This series showcases a selection of winning cases from the 2019 Effie Awards United States competition. This year marks the 50th Anniversary of the Effie Awards, which recognize effectiveness in any and all forms of marketing communications that contribute to a brand's success.
Category: Carpe Diem – Services; Restaurants
For 60 years, IHOP — the International House of Pancakes — has held a special place in people’s hearts as a great spot for breakfast and, of course, pancakes. While beloved, the brand was mostly relegated to mornings and special occasions. To fuel fresh growth, IHOP decided to think beyond the pancake, revamping its offerings of America’s favorite food: burgers.

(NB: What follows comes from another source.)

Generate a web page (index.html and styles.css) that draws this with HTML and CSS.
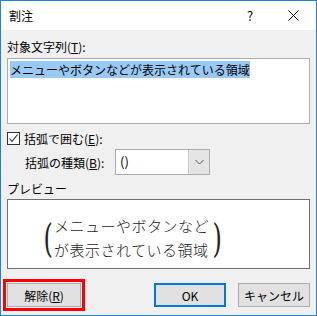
FILE: index.html
```html
<!DOCTYPE html>
<html lang="ja">
<head>
  <meta charset="UTF-8" />
  <title>割注</title>
  <link rel="stylesheet" href="styles.css">
</head>
<body>
  <div class="window">
    <div class="titlebar">
      <span class="title">割注</span>
      <span class="help">?</span>
      <span class="close">
        <svg width="11" height="11" viewBox="0 0 11 11"><path d="M0.5 0.5 L10.5 10.5 M10.5 0.5 L0.5 10.5" stroke="#000" stroke-width="1" fill="none"/></svg>
      </span>
    </div>

    <div class="content">
      <div class="label first">対象文字列(<u>T</u>):</div>
      <div class="textbox"><span class="selected">メニューやボタンなどが表示されている領域</span></div>

      <div class="check-row">
        <span class="checkbox">
          <svg width="11" height="11" viewBox="0 0 11 11"><path d="M1.5 5.5 L4 8.5 L9.5 1.5" stroke="#222" stroke-width="1.1" fill="none"/></svg>
        </span>
        <span>括弧で囲む(<u>E</u>):</span>
      </div>

      <div class="combo-row">
        <span class="combo-label">括弧の種類(<u>B</u>):</span>
        <div class="combo">
          <span class="combo-value">()</span>
          <span class="combo-btn">
            <svg width="9" height="6" viewBox="0 0 9 6"><path d="M0.5 1 L4.5 5 L8.5 1" stroke="#555" stroke-width="1" fill="none"/></svg>
          </span>
        </div>
      </div>

      <div class="label preview-label">プレビュー</div>
      <div class="preview">
        <span class="paren">(</span>
        <div class="preview-text">
          <div>メニューやボタンなど</div>
          <div>が表示されている領域</div>
        </div>
        <span class="paren">)</span>
      </div>

      <div class="buttons">
        <button class="btn marked">解除(<u>R</u>)</button>
        <span class="spacer"></span>
        <button class="btn default">OK</button>
        <button class="btn">キャンセル</button>
      </div>
    </div>
  </div>
</body>
</html>
```

FILE: styles.css
```css
* {
  box-sizing: border-box;
  margin: 0;
  padding: 0;
}
body {
  font-family: "Noto Sans CJK JP", "Noto Sans", sans-serif;
  font-size: 12px;
  color: #000;
  background: #fff;
}
u {
  text-decoration: underline;
  text-underline-offset: 1px;
}
.window {
  width: 317px;
  height: 316px;
  border: 1px solid #1c84d6;
  background: #f0f0f0;
  display: flex;
  flex-direction: column;
}
.titlebar {
  height: 29px;
  background: #fff;
  display: flex;
  align-items: center;
  padding-left: 8px;
}
.title {
  flex: 1;
  font-size: 12px;
}
.help {
  font-size: 13px;
  width: 14px;
  margin-right: 31px;
  text-align: center;
}
.close {
  display: flex;
  margin-right: 17px;
}
.content {
  padding: 0 6px;
  display: flex;
  flex-direction: column;
}
.label {
  height: 14px;
  line-height: 14px;
}
.first {
  margin-top: 10px;
}
.textbox {
  margin-top: 4px;
  height: 66px;
  background: #fff;
  border: 1px solid #abadb3;
  padding: 4px 2px;
  line-height: 14px;
}
.selected {
  background: #99c9f5;
}
.check-row {
  margin-top: 6px;
  height: 16px;
  display: flex;
  align-items: center;
  gap: 4px;
}
.checkbox {
  width: 13px;
  height: 13px;
  border: 1px solid #333;
  background: #fff;
  display: flex;
  align-items: center;
  justify-content: center;
}
.combo-row {
  margin-top: 3px;
  display: flex;
  align-items: center;
  padding-left: 18px;
}
.combo-label {
  width: 90px;
}
.combo {
  width: 95px;
  height: 26px;
  border: 1px solid #abadb3;
  background: #fff;
  display: flex;
}
.combo-value {
  flex: 1;
  padding-left: 4px;
  line-height: 24px;
  font-size: 13px;
}
.combo-btn {
  width: 21px;
  background: #e5e5e5;
  border-left: 1px solid #c9c9c9;
  display: flex;
  align-items: center;
  justify-content: center;
}
.preview-label {
  margin-top: 7px;
}
.preview {
  margin-top: 3px;
  height: 70px;
  background: #fff;
  border: 1px solid #707070;
  display: flex;
  align-items: center;
  padding-left: 33px;
  padding-top: 8px;
}
.paren {
  font-family: "DejaVu Serif", "Liberation Serif", serif;
  font-size: 40px;
  line-height: 44px;
  font-weight: 200;
  color: #222;
  transform: scaleX(0.6);
  width: 12px;
  text-align: center;
}
.preview-text {
  font-size: 15px;
  line-height: 24px;
  letter-spacing: 0.5px;
  font-weight: 300;
  color: #222;
  margin: 0 1px;
}
.buttons {
  margin-top: 14px;
  display: flex;
  align-items: center;
  gap: 12px;
  padding-right: 0;
}
.spacer {
  flex: 1;
}
.btn {
  font-family: inherit;
  font-size: 12px;
  width: 72px;
  height: 24px;
  background: #e1e1e1;
  border: 1px solid #adadad;
  color: #000;
}
.default {
  border: 2px solid #0078d7;
}
.marked {
  width: 74px;
  margin-left: 0;
  outline: 3px solid #f00;
  outline-offset: 1px;
}
```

Launching a line of burgers for a brand known for pancakes was going to be anything but easy. We’d need to get America excited about a burger launch by a pancake house in a country already saturated with places to get a good burger, while also ensuring talking about burgers didn’t dilute IHOP’s identity: a brand with a commitment to pancakes enshrined in its name.
To get America to pay attention to our launch, and to prove that IHOP was bringing its A-game to its new burgers, we needed to fundamentally, dramatically challenge people’s most entrenched beliefs about IHOP. We needed to prove to America that we take our burgers as seriously as our pancakes.
To prove our commitment to burgers, we “officially” changed our name to IHOb: International House of Burgers. In a world where critics are quick to sniff out a publicity stunt, a brand claiming a name change has to go all in. This required flipping critical touch points at just the right time in a three-phased approach.
We ignited intrigue by spotlighting the logo flip with an ecosystem of assets which sparked a guessing game across America. We posted a cryptic video across social media featuring nothing but the IHOP-to-IHOb logo flip, date of announcement and a call to action to engage in the conversation with #IHOb. We flipped our official Twitter handle from @IHOP to @IHOb. And we leaked a photo of an IHOP restaurant sign being changed to IHOb.
On the morning of June 11, America awoke to a reveal they’d been waiting for, creating an even bigger moment than the tease. We revealed the “b” stood for “burgers” via a live announcement in an on-air segment during “Fox & Friends,” and to prove we were serious about these new burgers, we flipped everything: our social media channels, our website, our SEO, our Wikipedia — even IHOP employees’ LinkedIn bios.
Over the next several weeks, we converted the mayhem into sales by capitalizing on the activity to hammer home our message, conquest competitors and pull consumers through the funnel.
In the first 10 days, IHOb accumulated over 1.2 million tweets and 27,000 earned-media stories on every major news outlet.
Celebrities and brands got involved too. In total, over 42.5 billion impressions and $113 million earned-media value were accumulated, achieving 11x ROI. Burger sales quadrupled without eroding breakfast, and the campaign resulted in IHOP’s first consecutive quarters of net positive sales since Q1/Q2 2016. And at the height of the campaign, the stock price of IHOP’s parent brand shot up 17% ($65.32 to $76.82).